Rebalancing Test And Yield In IC Manufacturing

Functional testing is gaining traction in the pursuit of known good die.

popularity

Balancing yield and test is essential to semiconductor manufacturing, but it’s becoming harder to determine how much weight to give one versus the other as chips become more specialized for different applications.

Yield focuses on maximizing the number of functional chips from a production batch, while test aims to ensure that each chip meets rigorous quality and performance standards. And while effective testing protocols are necessary to maintain high standards of quality and reliability — especially for critical applications — they must be managed in a way that does not unnecessarily diminish yield.

This dynamic can lead to conflicts.

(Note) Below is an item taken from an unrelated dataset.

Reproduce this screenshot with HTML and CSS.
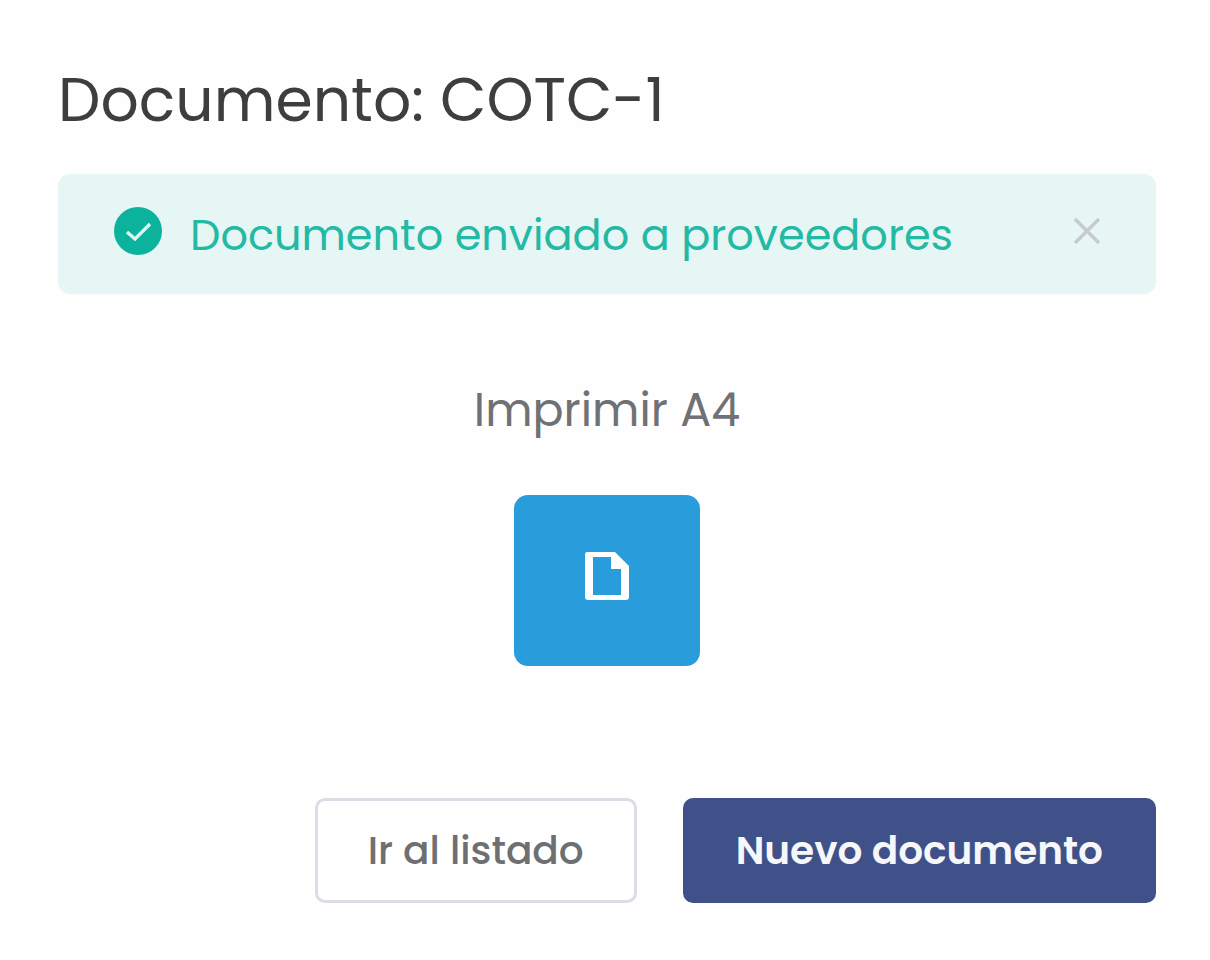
FILE: index.html
```html
<!DOCTYPE html>
<html lang="es">
<head>
<meta charset="utf-8">
<meta name="viewport" content="width=device-width, initial-scale=1">
<title>Documento: COTC-1</title>
<link rel="stylesheet" href="styles.css">
</head>
<body>
<main class="dialog">
  <h1 class="dialog-title">Documento: COTC-1</h1>
  <div class="alert" role="status">
    <svg class="alert-icon" viewBox="0 0 48 50" aria-hidden="true"><circle cx="24" cy="25" r="24" fill="#0bb39c"/><path d="M13 26l8 7 15-15" fill="none" stroke="#dff5f1" stroke-width="3.4"/></svg>
    <p class="alert-text">Documento enviado a proveedores</p>
    <button class="alert-close" type="button" aria-label="Cerrar"><svg viewBox="0 0 26 26" aria-hidden="true"><path d="M1 1l24 24M25 1L1 25" fill="none" stroke="#c5cbd1" stroke-width="3.5"/></svg></button>
  </div>
  <section class="print">
    <h2 class="print-title">Imprimir A4</h2>
    <button class="print-button" type="button" aria-label="Imprimir A4"><svg viewBox="0 0 46 50" aria-hidden="true"><path fill="#fff" fill-rule="evenodd" d="M3 1h28l14 14v31q0 3-3 3H4q-3 0-3-3V4q0-3 2-3zM9 6v38h28V18H27V6z"/></svg></button>
  </section>
  <footer class="actions">
    <button class="button button-plain" type="button">Ir al listado</button>
    <button class="button button-primary" type="button">Nuevo documento</button>
  </footer>
</main>
</body>
</html>
```
FILE: styles.css
```css
* {
  box-sizing: border-box;
}

body {
  margin: 0;
  background: #fefefe;
  font-family: Poppins, Lato, sans-serif;
}

.dialog {
  padding: 64px 54px 56px 58px;
}

.dialog-title {
  margin: 0 0 38px;
  color: #3c3e40;
  font-size: 60px;
  font-weight: 400;
  line-height: 72px;
}

.alert {
  display: flex;
  align-items: flex-start;
  min-height: 120px;
  padding: 32px 56px 28px;
  border-radius: 12px;
  background: #e6f6f4;
}

.alert-icon {
  width: 48px;
  height: 50px;
  margin-right: 28px;
}

.alert-text {
  flex: 1;
  margin: 0;
  color: #23b9a4;
  font-size: 43px;
  line-height: 58px;
}

.alert-close {
  display: flex;
  align-items: center;
  height: 50px;
  padding: 0;
  border: 0;
  background: none;
}

.alert-close svg {
  width: 26px;
  height: 26px;
}

.print {
  display: flex;
  flex-direction: column;
  align-items: center;
  padding: 86px 0 132px;
}

.print-title {
  margin: 0 0 55px;
  color: #6f7174;
  font-size: 46px;
  font-weight: 400;
  line-height: 60px;
}

.print-button {
  display: flex;
  align-items: center;
  justify-content: center;
  width: 186px;
  height: 171px;
  padding: 0 0 10px;
  border: 0;
  border-radius: 14px;
  background: #299cdb;
}

.print-button svg {
  width: 46px;
  height: 50px;
}

.actions {
  display: flex;
  justify-content: flex-end;
  gap: 46px;
}

.button {
  height: 105px;
  padding: 0 50px;
  border: 3px solid #dadde6;
  border-radius: 10px;
  font-family: inherit;
  font-size: 39px;
  font-weight: 500;
}

.button-plain {
  background: #fff;
  color: #6e6f72;
}

.button-primary {
  border-color: #405189;
  background: #405189;
  color: #f6f7fb;
  font-weight: 600;
}
```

Extensive testing can reduce yield by identifying more chips as non-functional or marginal. At the same time, efforts to maximize yield might lead to less stringent testing, potentially allowing sub-par chips to pass.

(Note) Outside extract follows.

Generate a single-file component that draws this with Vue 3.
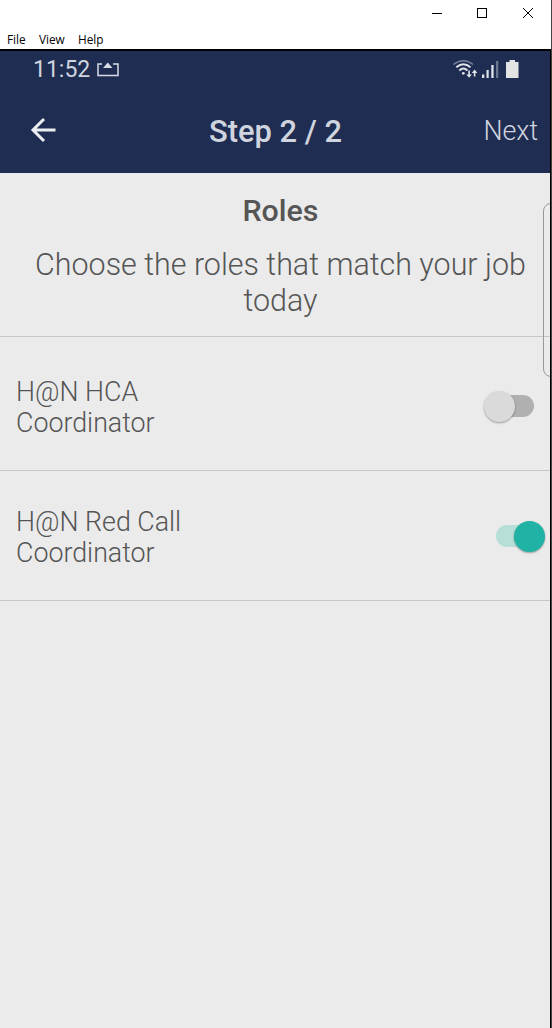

“The real question is around the tradeoffs between test cost and time and device quality,” says Nir Sever, senior director of business development at proteanTecs. “The more you test, the better quality you get, and vice versa.”

Fig. 1: Outliers for a particular device are flagged when measured and estimated Iddq values are compared. Source: proteanTecs
Fig. 1: Outliers for a particular device are flagged when measured and estimated Iddq values are compared. Source: proteanTecs

Yield is essentially a success gauge, measuring the rate of devices passing all tests. Fault models traditionally have been used to predict and simulate potential defects and their impact on a semiconductor device. But inherent limitations in these fault models, combined with increasingly complex process requirements at advanced nodes, means that yield no longer can be completely assured solely through design-phase optimizations. Extensive functional testing is increasingly required to identify and mitigate unforeseen defects.

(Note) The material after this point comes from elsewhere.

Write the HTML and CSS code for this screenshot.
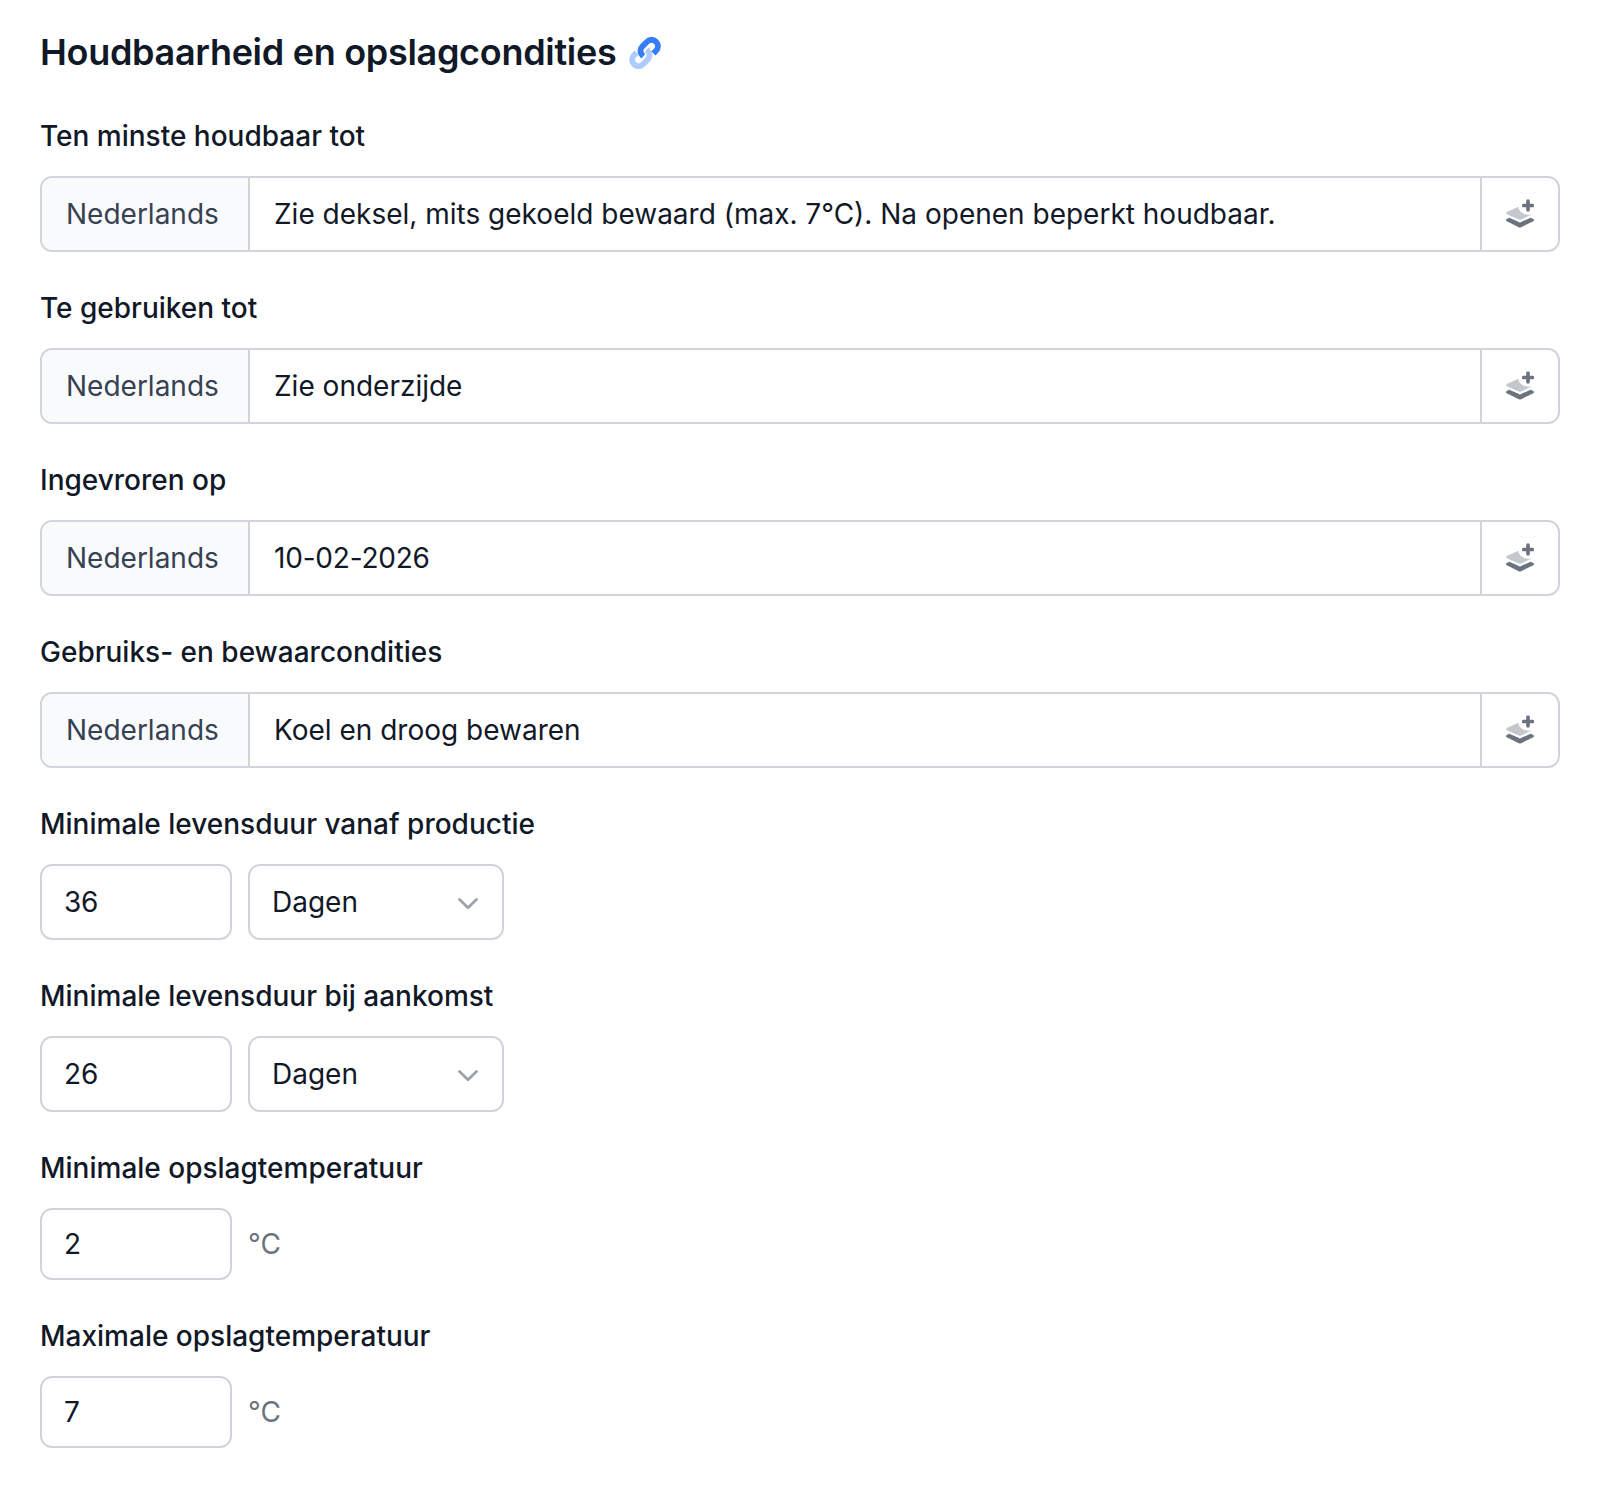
FILE: index.html
```
<!DOCTYPE html>
<html lang="nl">
<head>
    <meta charset="UTF-8">
    <meta name="viewport" content="width=device-width, initial-scale=1.0">
    <title>Houdbaarheid en opslagcondities</title>
    <link rel="stylesheet" href="styles.css">
</head>
<body>
    <!-- shared icons -->
    <svg class="sprite">
        <symbol id="layer-plus" viewBox="0 0 28 30">
            <path class="light" d="M.8 13 12.4 7.8C12.7 12.4 17.5 16.6 25.4 15.6L15.2 20.6Q14 21.2 12.8 20.6L.8 15.2Q-.6 14.1.8 13Z"/>
            <path d="M3.4 18.8 14 23.5 24.6 18.8 27.3 20.1Q28.7 21.1 27.3 22.2L15.2 28.2Q14 28.8 12.8 28.2L.7 22.2Q-.7 21.1.7 20.1Z"/>
            <path class="plus" d="M22 2.2V10.8M17.7 6.5H26.3"/>
        </symbol>
        <symbol id="chevron" viewBox="0 0 20 12">
            <path d="M1.5 1.5 10 9.8 18.5 1.5"/>
        </symbol>
    </svg>

    <form class="container">
        <h2 class="title">
            Houdbaarheid en opslagcondities
            <svg class="icon-link" viewBox="0 0 32 32">
                <path class="light" d="M17.6 12.8C21.2 15.6 21.4 19.8 18.6 22.6L14 27.2C11.4 29.8 7.4 29.8 5 27.2C2.4 24.6 2.4 20.8 5 18.2L7.6 15.6"/>
                <path d="M14.4 19.2C10.8 16.4 10.6 12.2 13.4 9.4L18 4.8C20.6 2.2 24.6 2.2 27 4.8C29.6 7.4 29.6 11.2 27 13.8L24.4 16.4"/>
            </svg>
        </h2>

        <div class="field">
            <label for="best-before">Ten minste houdbaar tot</label>
            <div class="group">
                <span class="lang">Nederlands</span>
                <input id="best-before" type="text" value="Zie deksel, mits gekoeld bewaard (max. 7°C). Na openen beperkt houdbaar.">
                <button type="button"><svg class="icon-layer"><use href="#layer-plus"/></svg></button>
            </div>
        </div>

        <div class="field">
            <label for="use-by">Te gebruiken tot</label>
            <div class="group">
                <span class="lang">Nederlands</span>
                <input id="use-by" type="text" value="Zie onderzijde">
                <button type="button"><svg class="icon-layer"><use href="#layer-plus"/></svg></button>
            </div>
        </div>

        <div class="field">
            <label for="frozen-on">Ingevroren op</label>
            <div class="group">
                <span class="lang">Nederlands</span>
                <input id="frozen-on" class="digits" type="text" value="10-02-2026">
                <button type="button"><svg class="icon-layer"><use href="#layer-plus"/></svg></button>
            </div>
        </div>

        <div class="field">
            <label for="conditions">Gebruiks- en bewaarcondities</label>
            <div class="group">
                <span class="lang">Nederlands</span>
                <input id="conditions" type="text" value="Koel en droog bewaren">
                <button type="button"><svg class="icon-layer"><use href="#layer-plus"/></svg></button>
            </div>
        </div>

        <div class="field">
            <label for="life-production">Minimale levensduur vanaf productie</label>
            <div class="row">
                <input id="life-production" class="number digits" type="text" value="36">
                <div class="select">Dagen <svg class="icon-chevron"><use href="#chevron"/></svg></div>
            </div>
        </div>

        <div class="field">
            <label for="life-arrival">Minimale levensduur bij aankomst</label>
            <div class="row">
                <input id="life-arrival" class="number digits" type="text" value="26">
                <div class="select">Dagen <svg class="icon-chevron"><use href="#chevron"/></svg></div>
            </div>
        </div>

        <div class="field">
            <label for="temp-min">Minimale opslagtemperatuur</label>
            <div class="row small">
                <input id="temp-min" class="number digits" type="text" value="2">
                <span class="unit">°C</span>
            </div>
        </div>

        <div class="field">
            <label for="temp-max">Maximale opslagtemperatuur</label>
            <div class="row small">
                <input id="temp-max" class="number digits" type="text" value="7">
                <span class="unit">°C</span>
            </div>
        </div>
    </form>
</body>
</html>
```

FILE: styles.css
```
* {
    margin: 0;
    padding: 0;
    box-sizing: border-box;
}

body {
    background-color: #fff;
    color: #111827;
    font-family: Inter, "Liberation Sans", sans-serif;
    font-size: 28px;
    line-height: 40px;
}

input,
button {
    border: none;
    background: none;
    color: inherit;
    font: inherit;
    outline: none;
}

.sprite {
    display: none;
}

.container {
    width: 1600px;
    padding: 24px 40px 0;
}

.title {
    display: flex;
    align-items: center;
    gap: 13px;
    height: 56px;
    margin-bottom: 36px;
    font-size: 36px;
    font-weight: 600;
    letter-spacing: -0.3px;
}

.icon-link {
    width: 32px;
    height: 32px;
    margin-top: 2px;
    fill: none;
    stroke: #357df9;
    stroke-width: 5.8;
}

.icon-link .light {
    fill: none;
    stroke: #aecbfd;
}

.field {
    margin-bottom: 36px;
}

.field label {
    display: block;
    margin-bottom: 20px;
    font-weight: 500;
}

/* language prefix + text + button */
.group {
    display: flex;
    height: 76px;
    border: 2px solid #d1d5db;
    border-radius: 12px;
    overflow: hidden;
}

.group .lang {
    width: 208px;
    padding: 16px 24px;
    border-right: 2px solid #d1d5db;
    background-color: #f9fafb;
    color: #374151;
}

.group input {
    flex: 1;
    padding: 0 24px;
}

.group button {
    display: flex;
    align-items: center;
    justify-content: center;
    width: 78px;
    border-left: 2px solid #d1d5db;
}

.icon-layer {
    display: block;
    width: 28px;
    height: 30px;
    fill: #6b7280;
}

.icon-layer,
.icon-chevron {
    display: block;
}

.light {
    fill: #c4c7cc;
}

.plus {
    stroke: #6b7280;
    stroke-width: 3.7;
    stroke-linecap: round;
}

.digits {
    letter-spacing: -0.2px;
}

/* number + select or unit */
.row {
    display: flex;
    align-items: center;
    gap: 16px;
    height: 76px;
}

.row.small {
    height: 72px;
}

.number,
.select {
    height: 100%;
    border: 2px solid #d1d5db;
    border-radius: 12px;
    padding: 0 22px;
}

.number {
    width: 192px;
}

.select {
    display: flex;
    align-items: center;
    justify-content: space-between;
    width: 256px;
    padding-right: 24px;
}

.icon-chevron {
    width: 20px;
    height: 12px;
    margin-top: 3px;
    fill: none;
    stroke: #9ca3af;
    stroke-width: 2.8;
    stroke-linecap: round;
    stroke-linejoin: round;
}

.unit {
    color: #6b7280;
}
```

“This is a big topic that is sorely misunderstood by the vast majority of the industry,” says Dave Armstrong, principal test strategist at Advantest. “The conventional thought is that test drives yield, and they’re actually somewhat different. They work together, certainly. The more tests you do, the lower your yield is going to be, by definition. However, it’s important to understand that more testing doesn’t necessarily mean you’re going to get more good parts at the end of the day.”

No single set of tests can identify all possible failures. Faulty dies sometimes evade detection during test, leading to latent failures in the field, and those faults can be the result of a variety of errors, including design errors, process variation, contaminants, and even packaging. Failures also can develop in the field if a device is used in a way for which it was not designed, such as AI/ML, which utilizes more compute resources for longer stretches of time than other types of processing.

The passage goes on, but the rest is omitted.